The Latgale Suburb (Latgales priekšpilsēta) is one of six administrative districts of Riga, the capital of Latvia.

== History ==
The Latgale Suburb historically developed from several distinct parts of Riga. As early as 1208, the Livonian Brothers of the Sword built Bertold's Mill in the present-day Ķengarags neighbourhood, serving as a fortification near Riga.

In the 14th century, just beyond the city walls along the Daugava riverside, the Latgale neighbourhood emerged, housing a shipyard, sawmill, ash-burning facility, as well as warehouses, sheds, and wooden houses for laborers.

During the Swedish Livonia period, Johan Rodenburg designed a plan for the fortifications surrounding Riga's suburbs, with a street layout within this arc. The plan was approved in 1652 by Riga's Governor-General Gustav Horn. For defense and trade purposes, a canal was dug along the current Dzirnavu Street up to what is now Marijas Street, later named Rodenburg's Ditch (filled in during the latter half of the 19th century). During the Great Northern War, the suburbs were burned down, and the canal's construction remained unfinished.

After the war and Riga's incorporation into the Russian Empire, Belarusian rafters settled along the Daugava River beyond Rodenburg's Ditch. Refugees persecuted in Russia, such as Old Believers, also found sanctuary here, and by 1760, the Grebenstchikov Old Believer House of Prayer was established.

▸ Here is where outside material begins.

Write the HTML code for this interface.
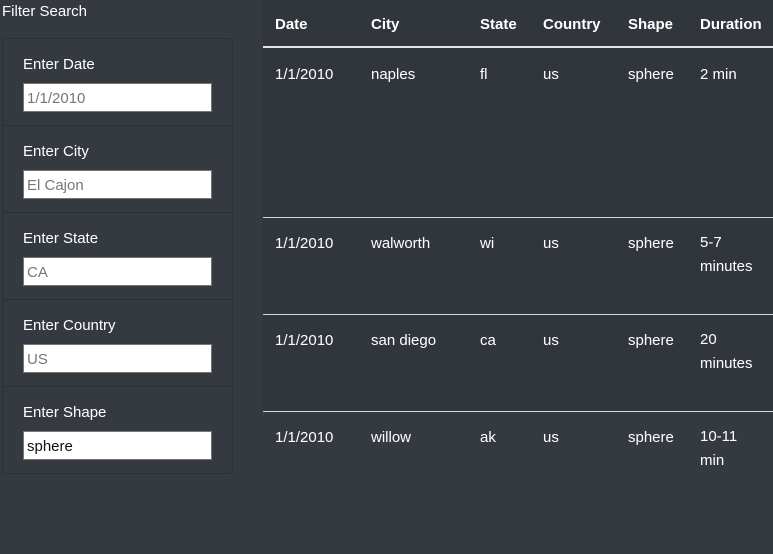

In 1766, regulations were issued regarding Jewish residence in Riga, allowing Jews to live in the settlement beyond the city gates (Jāņavārti) for six weeks for trade purposes, where the first Jewish prayer house, Peitav Synagogue, was also permitted.

In 1771, a redesign plan for Riga's suburbs was created, proposing a new line of fortifications (palisades) near what is now Matīsa Street. In 1774, the suburbs were divided into two administrative districts—Petersburg and Moscow Suburbs, with their boundary running along present-day Krišjāņa Barona Street. During the french invasion of Russia in 1812, the buildings in the Moscow Suburb were again burned down.

After the war, Riga's Governor-General Filippo Paulucci ordered the preparation of a reconstruction plan for the suburbs in 1813. In the Moscow Suburb, the Riga Church of Jesus was built between 1818 and 1822. Following the decision to dismantle Riga’s fortifications, Johann Felsko designed a new development plan for the suburbs in 1856–1857. Wealthy Jewish merchants from Russia's Pale of Settlement and Russian factory workers from central provinces began settling in the newly developed suburbs.

After 1888, the Moscow Suburb was renamed the "Moscow City District", or "Moscow Outer Riga," jeb "Maskavas Aprīgu" and divided into several police precincts. This period marked the start of intensive factory construction, which continued until the outbreak of war in 1914.

In 1859, the former Jāņa Dambis was renamed Moscow Street (now Latgales Street), extended in 1867 to Ķeizara Street (now Dzērvju Street), in 1914 to Kišiņeva Street (now Ķengaraga Street), and in 1917 to Prūšu Krogs (roughly to Glūdas Street).

After World War I, the Moscow Suburb was renamed the Latgale Suburb. In 1924, the administrative boundaries of the Latgale Suburb were expanded to include Ķengarags and parts of Dreiliņi Parish (Dreiliņbuša), covering present-day Dārzciems, parts of Šķirotava, and Pļavnieki neighborhoods. Between 1938 and 1940, Moscow Street was called Latgale Street and extended in 1939 to the Šķirotava Railway Station (Rasas Street).

After the Soviet occupation of Latvia in 1940, the Latgale Suburb was renamed the Moscow District in 1941. In 1968, the Moscow District's territory was expanded to include present-day Šķirotava, Pļavnieki, Rumbula, and Dārziņi neighborhoods. After the restoration of Latvian independence in 1991, the name Latgale Suburb was reinstated.